Felicity W. K. Harper, PhD, of the Karmanos Cancer Institute in Detroit, and colleagues evaluated 103 patients with pediatric cancer aged 3 to 12 years and their parents to determine whether children with higher effortful control and ego-resilience contribute to positive quality of life.
Eighty-one percent of the children had acute lymphoblastic leukemia, followed by Wilms’ tumors (4%), non-Hodgkin’s lymphoma (4%), lymphoma (2%), astrocytoma (2%), rhabdomyosarcoma (2%) and other (5%).
Participants’ quality of life was positively associated with ego-resilience. There was a positive indirect effect on quality of life through ego-resilience by effortful control. Communication (P<.01), cognitive problems (P<.01), nausea (P<.05), perceived physical appearance (P<.05) and treatment anxiety (P<.01) were all significantly indirectly associated with effortful control.

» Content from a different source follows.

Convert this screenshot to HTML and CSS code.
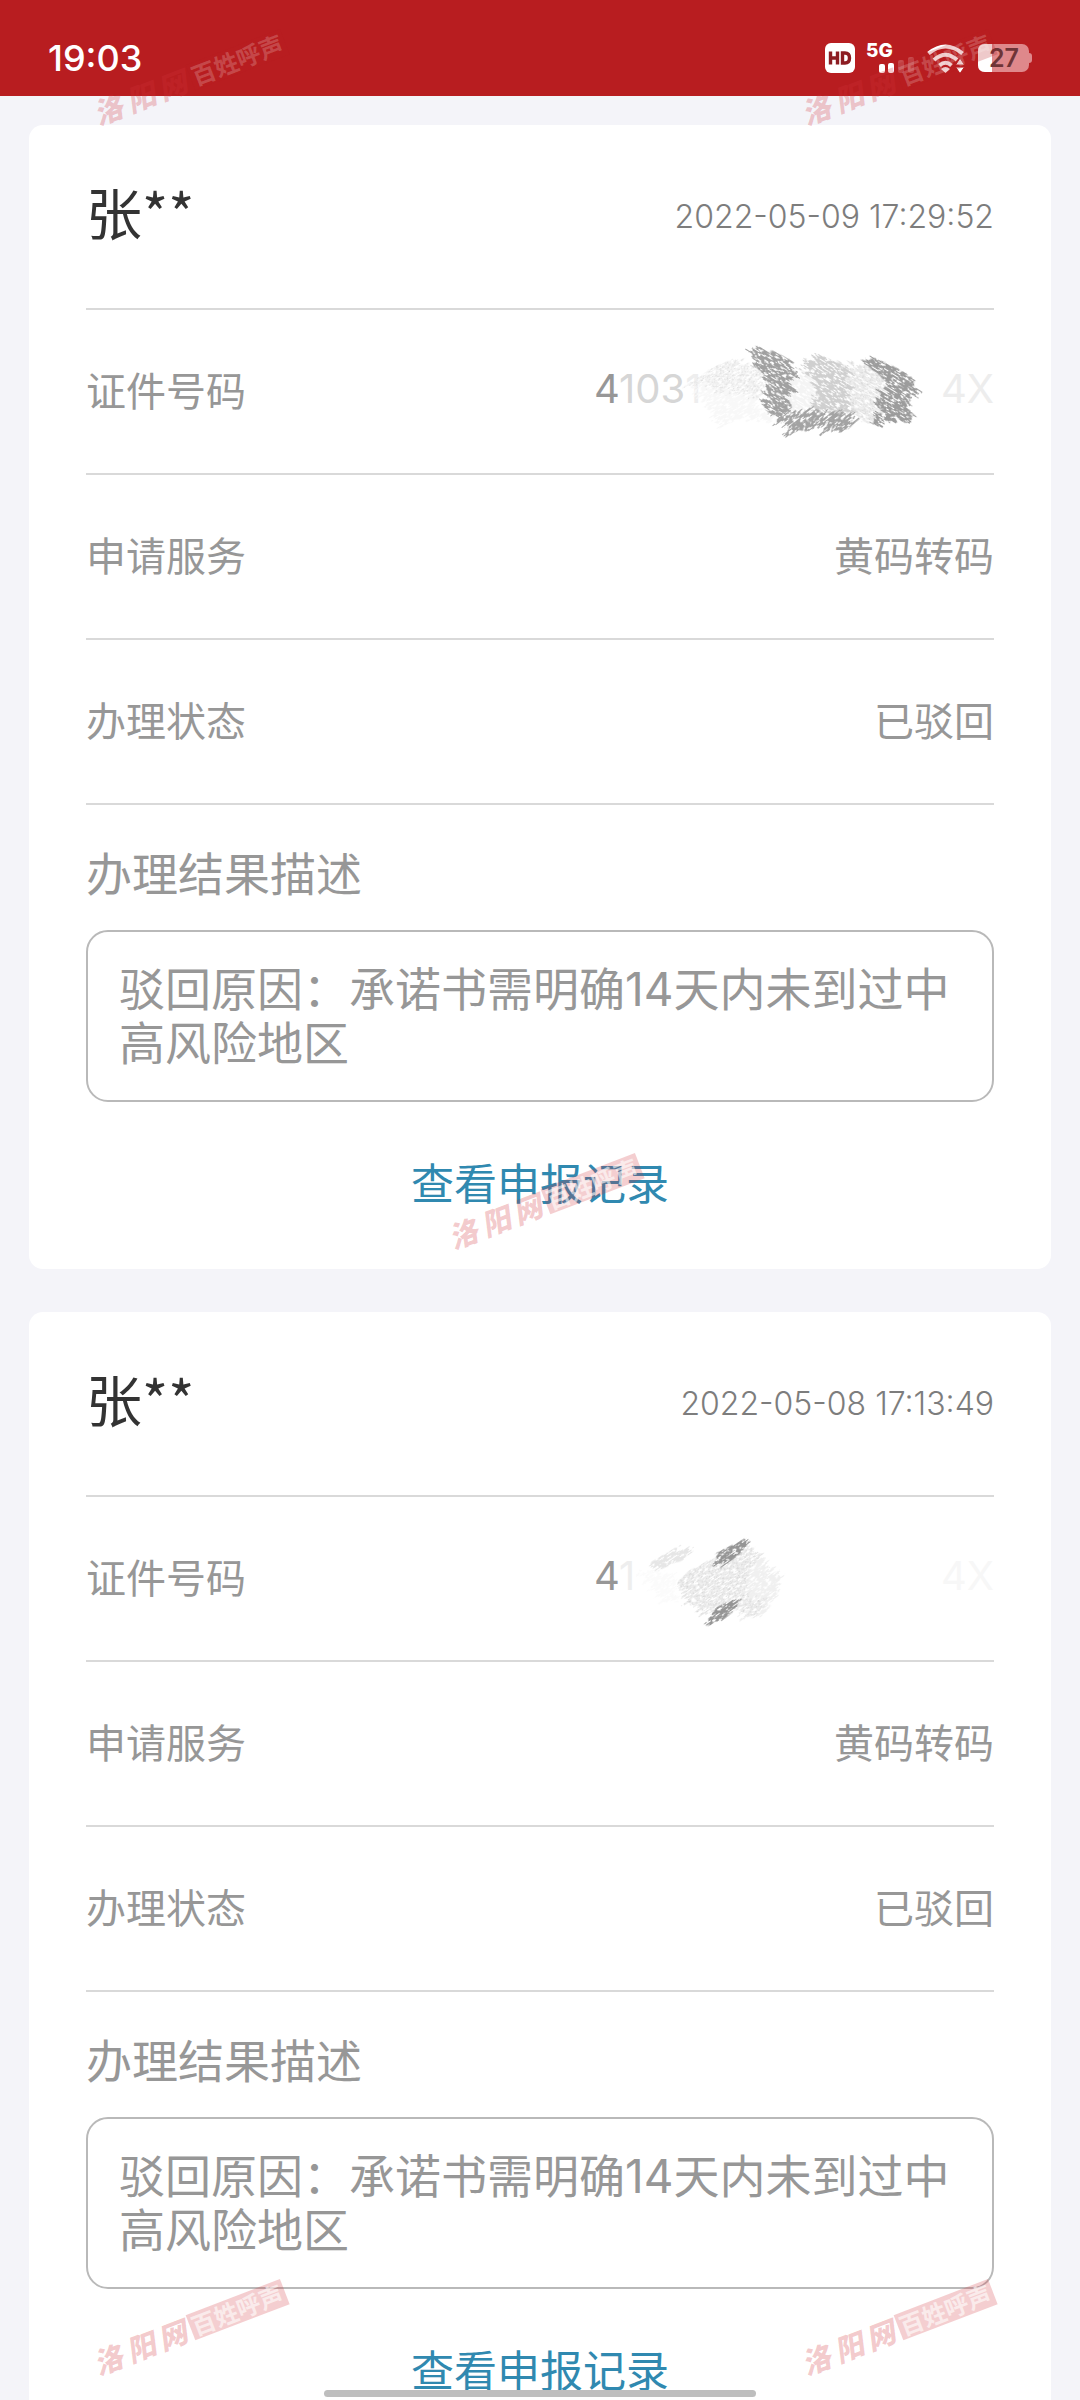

“Our findings clearly demonstrate that pediatric cancer patients’ temperament and personality play significant roles in individual differences in [quality of life],” the researchers wrote. “Early assessment of child [effortful control] and [ego-resilience] can provide the basis for intervention designed to increase adaptive responses to treatment, and therefore, positively affect long-term psychosocial outcomes. Understanding the contribution of children’s dispositional attributes to individual differences in [quality of life] can provide professionals who work with pediatric cancer patients another avenue for anticipating, and intervening with, children who are at-risk for poor [quality of life] outcomes.”
Disclosure: The study was funded in part by the Herrick Foundation and the National Cancer Institute. The researchers report no relevant financial disclosures.